## BEGIN Collected data
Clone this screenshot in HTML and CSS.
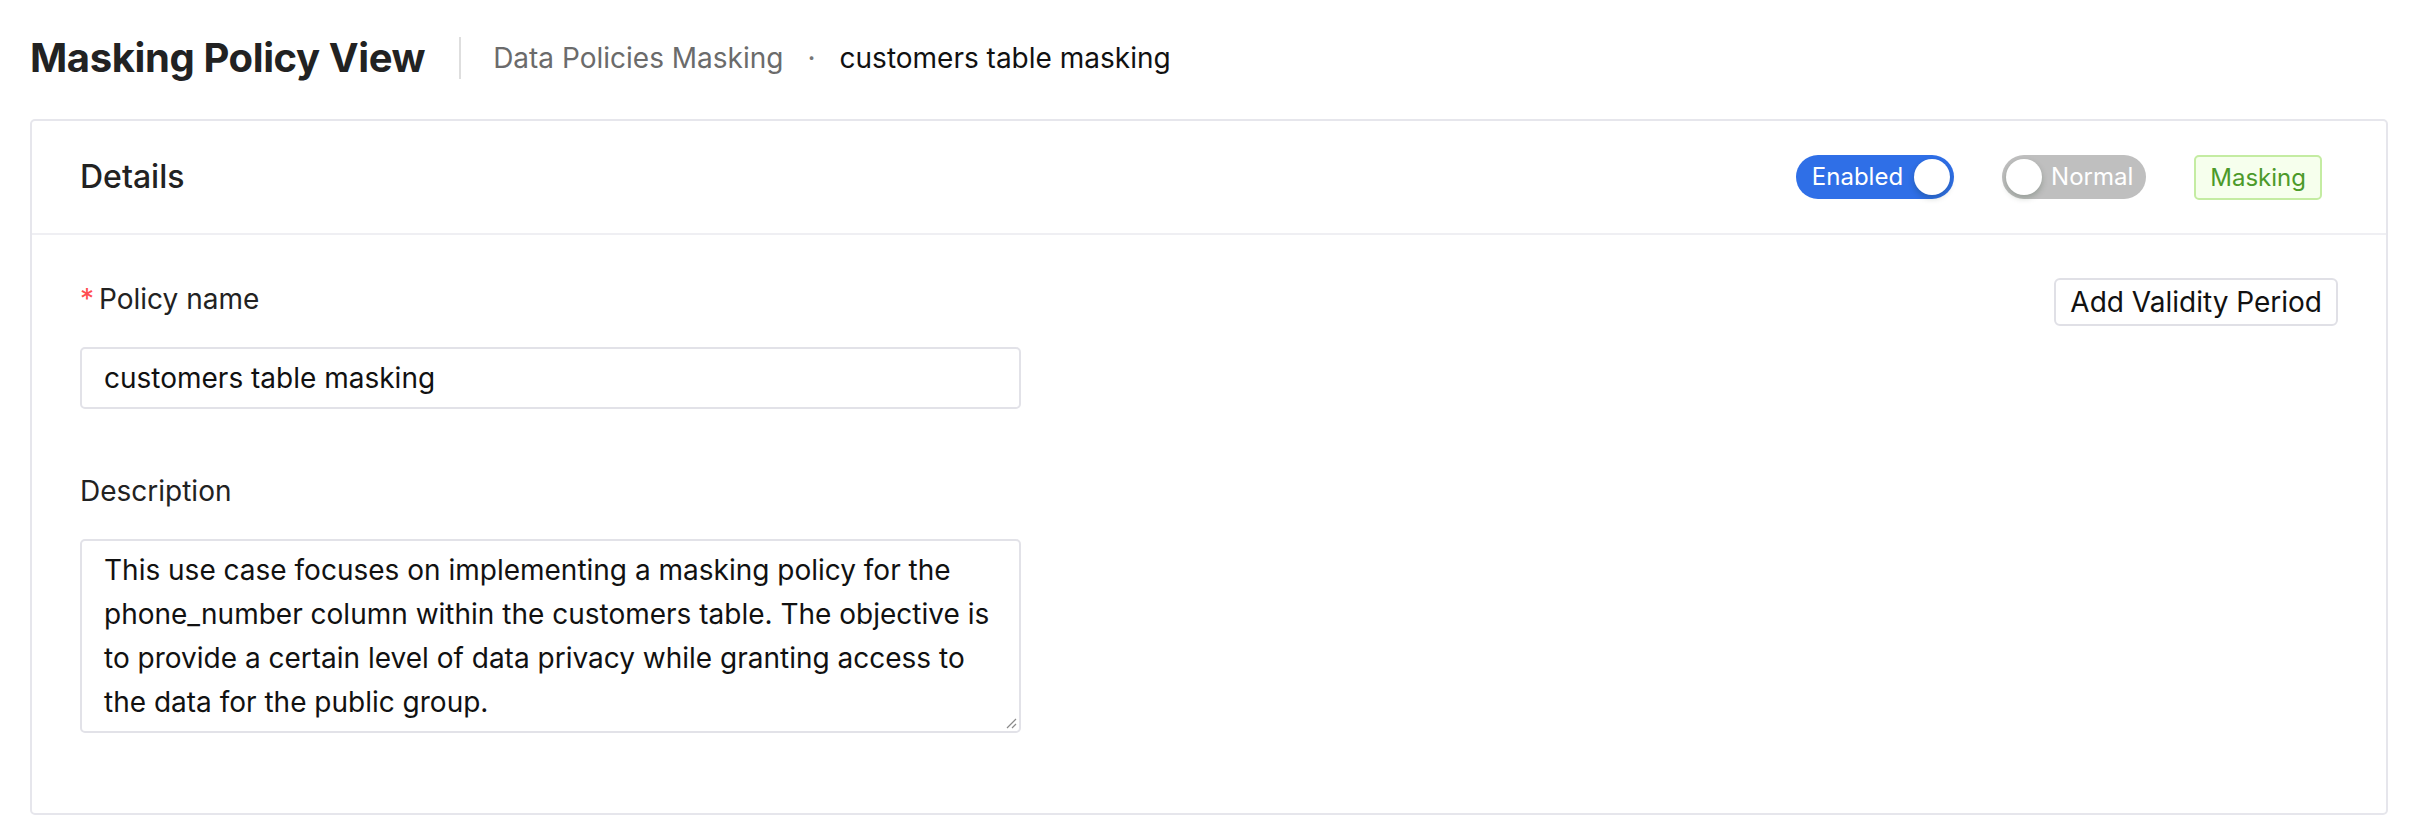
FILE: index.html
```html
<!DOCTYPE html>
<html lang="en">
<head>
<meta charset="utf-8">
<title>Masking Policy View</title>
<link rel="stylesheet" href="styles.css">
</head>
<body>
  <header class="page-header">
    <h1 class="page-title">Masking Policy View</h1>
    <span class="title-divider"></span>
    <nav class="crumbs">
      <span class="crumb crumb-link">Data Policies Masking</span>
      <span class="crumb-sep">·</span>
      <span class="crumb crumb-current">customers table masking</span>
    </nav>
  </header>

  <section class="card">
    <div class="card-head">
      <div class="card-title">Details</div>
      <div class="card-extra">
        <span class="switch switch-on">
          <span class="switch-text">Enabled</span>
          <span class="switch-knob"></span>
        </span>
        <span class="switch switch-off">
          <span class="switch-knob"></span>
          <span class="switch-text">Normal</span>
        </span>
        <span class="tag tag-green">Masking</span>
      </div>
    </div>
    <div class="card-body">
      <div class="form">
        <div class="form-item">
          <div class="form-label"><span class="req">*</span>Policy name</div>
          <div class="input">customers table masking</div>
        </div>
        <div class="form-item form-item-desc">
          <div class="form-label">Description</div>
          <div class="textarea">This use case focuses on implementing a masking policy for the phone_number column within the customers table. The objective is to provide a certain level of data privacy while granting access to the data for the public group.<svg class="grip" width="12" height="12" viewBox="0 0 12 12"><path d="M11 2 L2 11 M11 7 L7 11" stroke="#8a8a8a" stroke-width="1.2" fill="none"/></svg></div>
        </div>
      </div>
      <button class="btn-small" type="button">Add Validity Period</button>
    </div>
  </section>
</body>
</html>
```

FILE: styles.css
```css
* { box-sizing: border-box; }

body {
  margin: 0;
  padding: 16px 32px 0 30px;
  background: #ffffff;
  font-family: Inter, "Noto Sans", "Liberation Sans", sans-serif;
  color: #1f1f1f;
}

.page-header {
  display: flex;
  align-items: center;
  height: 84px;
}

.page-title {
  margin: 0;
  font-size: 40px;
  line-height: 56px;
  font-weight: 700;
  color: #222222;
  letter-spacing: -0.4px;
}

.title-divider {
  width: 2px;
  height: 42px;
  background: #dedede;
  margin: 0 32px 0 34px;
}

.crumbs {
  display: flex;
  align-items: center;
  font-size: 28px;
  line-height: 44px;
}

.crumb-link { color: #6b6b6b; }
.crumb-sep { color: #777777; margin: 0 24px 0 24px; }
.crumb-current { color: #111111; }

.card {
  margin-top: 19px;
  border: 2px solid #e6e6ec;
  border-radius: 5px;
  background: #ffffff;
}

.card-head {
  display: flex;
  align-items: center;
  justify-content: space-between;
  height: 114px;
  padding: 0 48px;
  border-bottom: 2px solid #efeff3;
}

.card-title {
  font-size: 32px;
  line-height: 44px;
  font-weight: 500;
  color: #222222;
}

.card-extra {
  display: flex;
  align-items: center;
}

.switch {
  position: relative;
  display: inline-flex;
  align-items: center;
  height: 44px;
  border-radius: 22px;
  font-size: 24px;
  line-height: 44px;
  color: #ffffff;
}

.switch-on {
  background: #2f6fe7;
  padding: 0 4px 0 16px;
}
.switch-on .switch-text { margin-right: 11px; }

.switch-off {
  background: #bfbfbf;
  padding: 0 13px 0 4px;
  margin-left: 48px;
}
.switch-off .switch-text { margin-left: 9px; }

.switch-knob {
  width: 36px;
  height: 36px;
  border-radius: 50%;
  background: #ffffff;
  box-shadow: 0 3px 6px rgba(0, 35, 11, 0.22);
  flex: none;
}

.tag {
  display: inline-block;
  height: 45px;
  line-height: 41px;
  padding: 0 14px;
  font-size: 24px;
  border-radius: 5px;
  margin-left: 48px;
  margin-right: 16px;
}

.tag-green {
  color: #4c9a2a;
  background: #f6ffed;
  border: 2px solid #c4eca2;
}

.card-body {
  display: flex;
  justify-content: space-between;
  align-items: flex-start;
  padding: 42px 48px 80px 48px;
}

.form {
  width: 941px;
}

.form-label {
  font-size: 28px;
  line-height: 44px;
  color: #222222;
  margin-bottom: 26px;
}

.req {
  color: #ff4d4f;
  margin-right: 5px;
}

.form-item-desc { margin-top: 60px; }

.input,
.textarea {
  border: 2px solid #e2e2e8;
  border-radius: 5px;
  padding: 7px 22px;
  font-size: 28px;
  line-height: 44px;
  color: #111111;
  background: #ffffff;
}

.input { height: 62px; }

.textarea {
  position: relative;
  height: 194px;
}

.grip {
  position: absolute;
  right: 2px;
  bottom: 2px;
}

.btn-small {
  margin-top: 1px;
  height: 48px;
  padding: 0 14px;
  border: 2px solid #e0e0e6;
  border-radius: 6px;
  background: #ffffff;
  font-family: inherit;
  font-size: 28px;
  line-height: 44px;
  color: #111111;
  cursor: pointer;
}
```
## END Collected data
What the exercise asks = Exclude the images, then output the data above word for word.

Complete answer =
Clone this screenshot in HTML and CSS.
FILE: index.html
```html
<!DOCTYPE html>
<html lang="en">
<head>
<meta charset="utf-8">
<title>Masking Policy View</title>
<link rel="stylesheet" href="styles.css">
</head>
<body>
  <header class="page-header">
    <h1 class="page-title">Masking Policy View</h1>
    <span class="title-divider"></span>
    <nav class="crumbs">
      <span class="crumb crumb-link">Data Policies Masking</span>
      <span class="crumb-sep">·</span>
      <span class="crumb crumb-current">customers table masking</span>
    </nav>
  </header>

  <section class="card">
    <div class="card-head">
      <div class="card-title">Details</div>
      <div class="card-extra">
        <span class="switch switch-on">
          <span class="switch-text">Enabled</span>
          <span class="switch-knob"></span>
        </span>
        <span class="switch switch-off">
          <span class="switch-knob"></span>
          <span class="switch-text">Normal</span>
        </span>
        <span class="tag tag-green">Masking</span>
      </div>
    </div>
    <div class="card-body">
      <div class="form">
        <div class="form-item">
          <div class="form-label"><span class="req">*</span>Policy name</div>
          <div class="input">customers table masking</div>
        </div>
        <div class="form-item form-item-desc">
          <div class="form-label">Description</div>
          <div class="textarea">This use case focuses on implementing a masking policy for the phone_number column within the customers table. The objective is to provide a certain level of data privacy while granting access to the data for the public group.<svg class="grip" width="12" height="12" viewBox="0 0 12 12"><path d="M11 2 L2 11 M11 7 L7 11" stroke="#8a8a8a" stroke-width="1.2" fill="none"/></svg></div>
        </div>
      </div>
      <button class="btn-small" type="button">Add Validity Period</button>
    </div>
  </section>
</body>
</html>
```

FILE: styles.css
```css
* { box-sizing: border-box; }

body {
  margin: 0;
  padding: 16px 32px 0 30px;
  background: #ffffff;
  font-family: Inter, "Noto Sans", "Liberation Sans", sans-serif;
  color: #1f1f1f;
}

.page-header {
  display: flex;
  align-items: center;
  height: 84px;
}

.page-title {
  margin: 0;
  font-size: 40px;
  line-height: 56px;
  font-weight: 700;
  color: #222222;
  letter-spacing: -0.4px;
}

.title-divider {
  width: 2px;
  height: 42px;
  background: #dedede;
  margin: 0 32px 0 34px;
}

.crumbs {
  display: flex;
  align-items: center;
  font-size: 28px;
  line-height: 44px;
}

.crumb-link { color: #6b6b6b; }
.crumb-sep { color: #777777; margin: 0 24px 0 24px; }
.crumb-current { color: #111111; }

.card {
  margin-top: 19px;
  border: 2px solid #e6e6ec;
  border-radius: 5px;
  background: #ffffff;
}

.card-head {
  display: flex;
  align-items: center;
  justify-content: space-between;
  height: 114px;
  padding: 0 48px;
  border-bottom: 2px solid #efeff3;
}

.card-title {
  font-size: 32px;
  line-height: 44px;
  font-weight: 500;
  color: #222222;
}

.card-extra {
  display: flex;
  align-items: center;
}

.switch {
  position: relative;
  display: inline-flex;
  align-items: center;
  height: 44px;
  border-radius: 22px;
  font-size: 24px;
  line-height: 44px;
  color: #ffffff;
}

.switch-on {
  background: #2f6fe7;
  padding: 0 4px 0 16px;
}
.switch-on .switch-text { margin-right: 11px; }

.switch-off {
  background: #bfbfbf;
  padding: 0 13px 0 4px;
  margin-left: 48px;
}
.switch-off .switch-text { margin-left: 9px; }

.switch-knob {
  width: 36px;
  height: 36px;
  border-radius: 50%;
  background: #ffffff;
  box-shadow: 0 3px 6px rgba(0, 35, 11, 0.22);
  flex: none;
}

.tag {
  display: inline-block;
  height: 45px;
  line-height: 41px;
  padding: 0 14px;
  font-size: 24px;
  border-radius: 5px;
  margin-left: 48px;
  margin-right: 16px;
}

.tag-green {
  color: #4c9a2a;
  background: #f6ffed;
  border: 2px solid #c4eca2;
}

.card-body {
  display: flex;
  justify-content: space-between;
  align-items: flex-start;
  padding: 42px 48px 80px 48px;
}

.form {
  width: 941px;
}

.form-label {
  font-size: 28px;
  line-height: 44px;
  color: #222222;
  margin-bottom: 26px;
}

.req {
  color: #ff4d4f;
  margin-right: 5px;
}

.form-item-desc { margin-top: 60px; }

.input,
.textarea {
  border: 2px solid #e2e2e8;
  border-radius: 5px;
  padding: 7px 22px;
  font-size: 28px;
  line-height: 44px;
  color: #111111;
  background: #ffffff;
}

.input { height: 62px; }

.textarea {
  position: relative;
  height: 194px;
}

.grip {
  position: absolute;
  right: 2px;
  bottom: 2px;
}

.btn-small {
  margin-top: 1px;
  height: 48px;
  padding: 0 14px;
  border: 2px solid #e0e0e6;
  border-radius: 6px;
  background: #ffffff;
  font-family: inherit;
  font-size: 28px;
  line-height: 44px;
  color: #111111;
  cursor: pointer;
}
```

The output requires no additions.